As an aside, on my system, the user permissions are too wide to fit into the two scroll boxes - is this the sort of thing to be reported in the issues thread?


unfortunately i have no idea where there are two scroll boxes :)
maybe you could provide me with a url .. or screenshot or something like that :)

cu,
herbert
Hey, we have Signatures !!! Great, isn't it ? ;)
unfortunately i have no idea where there are two scroll boxes :)
maybe you could provide me with a url .. or screenshot or something like that :)
Sorry, should have been more precise.

In the /admin/ section for user preferences on the included dev server it is located at
http://127.0.0.1:8000/admin/auth/user/1/

Screenshot attached.

I am now installing SCT onto Apache with mod_python to test some of the other points.

Regards,
Iain.
Attachments
ah ok .. i guess that's the confusion ..
SCT actually never uses those permissions.. they are just autocreated by django .. (i was basically too lazy to find a way to circumvent this..)

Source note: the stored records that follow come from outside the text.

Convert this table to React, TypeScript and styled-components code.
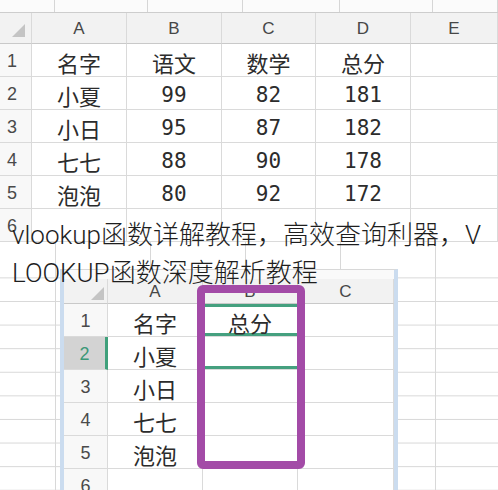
import React from "react";
import styled, { createGlobalStyle, css } from "styled-components";

const Global = createGlobalStyle`
  html, body { margin: 0; padding: 0; background: #fff; }
  body { width: 498px; height: 490px; overflow: hidden; }
`;

const Page = styled.div`
  position: relative;
  width: 498px;
  height: 490px;
  overflow: hidden;
  background: #fff;
  display: flex;
  flex-direction: column;
`;

/* ---------- top strip (row of the sheet above) ---------- */
const TopStrip = styled.div`
  flex: none;
  height: 13px;
  box-sizing: border-box;
  display: flex;
  border-bottom: 1px solid #cdcdcd;
  background: #fbfbfb;
`;

const StripCell = styled.div<{ $w?: number }>`
  box-sizing: border-box;
  height: 100%;
  ${(p) => (p.$w ? css`width: ${p.$w}px; flex: none;` : css`flex: 1;`)}
  border-right: 1px solid #d6d6d6;
`;

/* ---------- generic sheet grid ---------- */
const Grid = styled.div<{ $cols: string; $head: number; $row: number }>`
  display: grid;
  grid-template-columns: ${(p) => p.$cols};
  grid-template-rows: ${(p) => p.$head}px;
  grid-auto-rows: ${(p) => p.$row}px;
  flex: none;
`;

const BaseCell = styled.div`
  box-sizing: border-box;
  border-right: 1px solid #dadada;
  border-bottom: 1px solid #dadada;
  display: flex;
  align-items: center;
  justify-content: center;
  overflow: hidden;
  white-space: nowrap;
`;

const ColHead = styled(BaseCell)`
  background: #f2f2f2;
  border-bottom-color: #c9c9c9;
  font-family: "Liberation Sans", Arial, sans-serif;
  font-size: 17px;
  color: #474747;
  padding-top: 2px;
`;

const Corner = styled(ColHead)<{ $pr: number; $pb: number }>`
  align-items: flex-end;
  justify-content: flex-end;
  padding: 0 ${(p) => p.$pr}px ${(p) => p.$pb}px 0;
`;

const RowHead = styled(BaseCell)<{ $left?: boolean; $hl?: boolean }>`
  background: ${(p) => (p.$hl ? "#d3d3d3" : "#f8f8f8")};
  color: ${(p) => (p.$hl ? "#3c9878" : "#4a4a4a")};
  font-family: "Liberation Sans", Arial, sans-serif;
  font-size: 18px;
  padding-top: 2px;
  justify-content: ${(p) => (p.$left ? "flex-start" : "center")};
  padding-left: ${(p) => (p.$left ? 7 : 0)}px;
  ${(p) =>
    p.$hl &&
    css`
      border-right: 3px solid #3fa07b;
    `}
`;

const DataCell = styled(BaseCell)<{ $num?: boolean; $selTop?: boolean; $selBottom?: boolean }>`
  background: #fff;
  font-family: ${(p) =>
    p.$num ? '"DejaVu Sans Mono", monospace' : '"Noto Sans CJK SC", sans-serif'};
  font-size: ${(p) => (p.$num ? 21 : 22)}px;
  color: #2c2c2c;
  padding-top: 3px;
  box-shadow: ${(p) =>
    [
      p.$selTop ? "inset 0 3px 0 #45a07f" : "",
      p.$selBottom ? "inset 0 -3px 0 #45a07f" : "",
    ]
      .filter(Boolean)
      .join(", ") || "none"};
`;

const Tri = () => (
  <svg width="13" height="13" viewBox="0 0 13 13">
    <path d="M13 0 L13 13 L0 13 Z" fill="#c4c4c4" />
  </svg>
);

/* ---------- lower picture ---------- */
const Lower = styled.div`
  flex: 1;
  display: flex;
  flex-direction: column;
  background-image: linear-gradient(to right, #d8d8d8 1px, transparent 1px);
  background-size: 95px 100%;
  background-position: 55px 0;
  background-repeat: repeat-x;
`;

const LowerGap = styled.div`
  flex: none;
  height: 27px;
`;

const LowerRow = styled.div`
  flex: 1;
  display: flex;
  min-height: 0;
`;

const BgSheet = styled.div<{ $w?: number }>`
  ${(p) => (p.$w ? css`width: ${p.$w}px; flex: none;` : css`flex: 1;`)}
  background-image: linear-gradient(to bottom, #d8d8d8 1px, transparent 1px);
  background-size: 100% 23.6px;
  background-position: 0 8.4px;
`;

const Window = styled.div`
  position: relative;
  width: 338px;
  flex: none;
  box-sizing: border-box;
  background: #fff;
  border-top: 1px solid #d8d8d8;
  border-left: 4px solid #cbdcef;
  border-right: 4px solid #cbdcef;
  display: flex;
  flex-direction: column;
  overflow: hidden;
`;

const WindowBar = styled.div`
  flex: none;
  height: 9px;
  background: #fafafa;
`;

const Highlight = styled.div`
  position: absolute;
  left: 133px;
  top: 15px;
  width: 108px;
  height: 184px;
  box-sizing: border-box;
  border: 8px solid #a34ba7;
  border-radius: 6px;
`;

const Caption = styled.div`
  position: absolute;
  top: 216px;
  left: 12px;
  right: 12px;
  font-family: Roboto, "Noto Sans CJK SC", sans-serif;
  font-weight: 300;
  font-size: 26px;
  line-height: 38px;
  color: #1e1e1e;
  word-break: break-all;
`;

const topCols = "32px 95px 95px 94px 95px 1fr";
const topHead = ["A", "B", "C", "D", "E"];
const topRows: string[][] = [
  ["名字", "语文", "数学", "总分", ""],
  ["小夏", "99", "82", "181", ""],
  ["小日", "95", "87", "182", ""],
  ["七七", "88", "90", "178", ""],
  ["泡泡", "80", "92", "172", ""],
  ["", "", "", "", ""],
];

const winCols = "44px 95px 95px 96px";
const winHead = ["A", "B", "C"];
const winRows: string[][] = [
  ["名字", "总分", ""],
  ["小夏", "", ""],
  ["小日", "", ""],
  ["七七", "", ""],
  ["泡泡", "", ""],
  ["", "", ""],
];

const isNum = (s: string) => /^\d+$/.test(s);

export default function App() {
  return (
    <>
      <Global />
      <Page>
        <TopStrip>
          {[55, 93, 95, 97, 93].map((w, i) => (
            <StripCell key={i} $w={w} />
          ))}
          <StripCell />
        </TopStrip>

        <Grid $cols={topCols} $head={31} $row={33}>
          <Corner $pr={6} $pb={6}>
            <Tri />
          </Corner>
          {topHead.map((h) => (
            <ColHead key={h}>{h}</ColHead>
          ))}
          {topRows.map((row, r) => (
            <React.Fragment key={r}>
              <RowHead $left>{r + 1}</RowHead>
              {row.map((v, c) => (
                <DataCell key={c} $num={isNum(v)}>
                  {v}
                </DataCell>
              ))}
            </React.Fragment>
          ))}
        </Grid>

        <Lower>
          <LowerGap />
          <LowerRow>
            <BgSheet $w={60} />
            <Window>
              <WindowBar />
              <Grid $cols={winCols} $head={25} $row={33}>
                <Corner $pr={3} $pb={3}>
                  <Tri />
                </Corner>
                {winHead.map((h) => (
                  <ColHead key={h}>{h}</ColHead>
                ))}
                {winRows.map((row, r) => (
                  <React.Fragment key={r}>
                    <RowHead $hl={r === 1}>{r + 1}</RowHead>
                    {row.map((v, c) => (
                      <DataCell
                        key={c}
                        $num={isNum(v)}
                        $selTop={c === 1 && r === 0}
                        $selBottom={c === 1 && (r === 0 || r === 1)}
                      >
                        {v}
                      </DataCell>
                    ))}
                  </React.Fragment>
                ))}
              </Grid>
              <Highlight />
            </Window>
            <BgSheet />
          </LowerRow>
        </Lower>

        <Caption>vlookup函数详解教程，高效查询利器，VLOOKUP函数深度解析教程</Caption>
      </Page>
    </>
  );
}
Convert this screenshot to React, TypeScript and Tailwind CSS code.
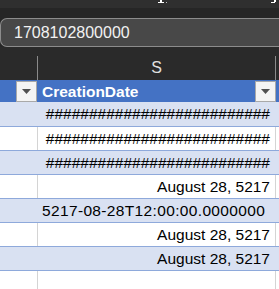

permissions in SCT either use 'Group' (community groups, not django groups :) ) or 'Role' .. i think for you it should be sufficient to add your privileged users to your community Group (by default this is the 'example' group) and then edit the category.. and change 'allowthreads' to 'Members of the group', 'allowreplies' to either 'All users' (to allow anonymous posts) or only 'Loggedin Users' depending on your needs..

Hey, we have Signatures !!! Great, isn't it ? ;)
permissions in SCT either use 'Group' (community groups, not django groups :) ) or 'Role'
Ahhh, right. I thought they weren't doing anything.

Did an "svn up" last night and now have an edit link for the blog posts. Cool!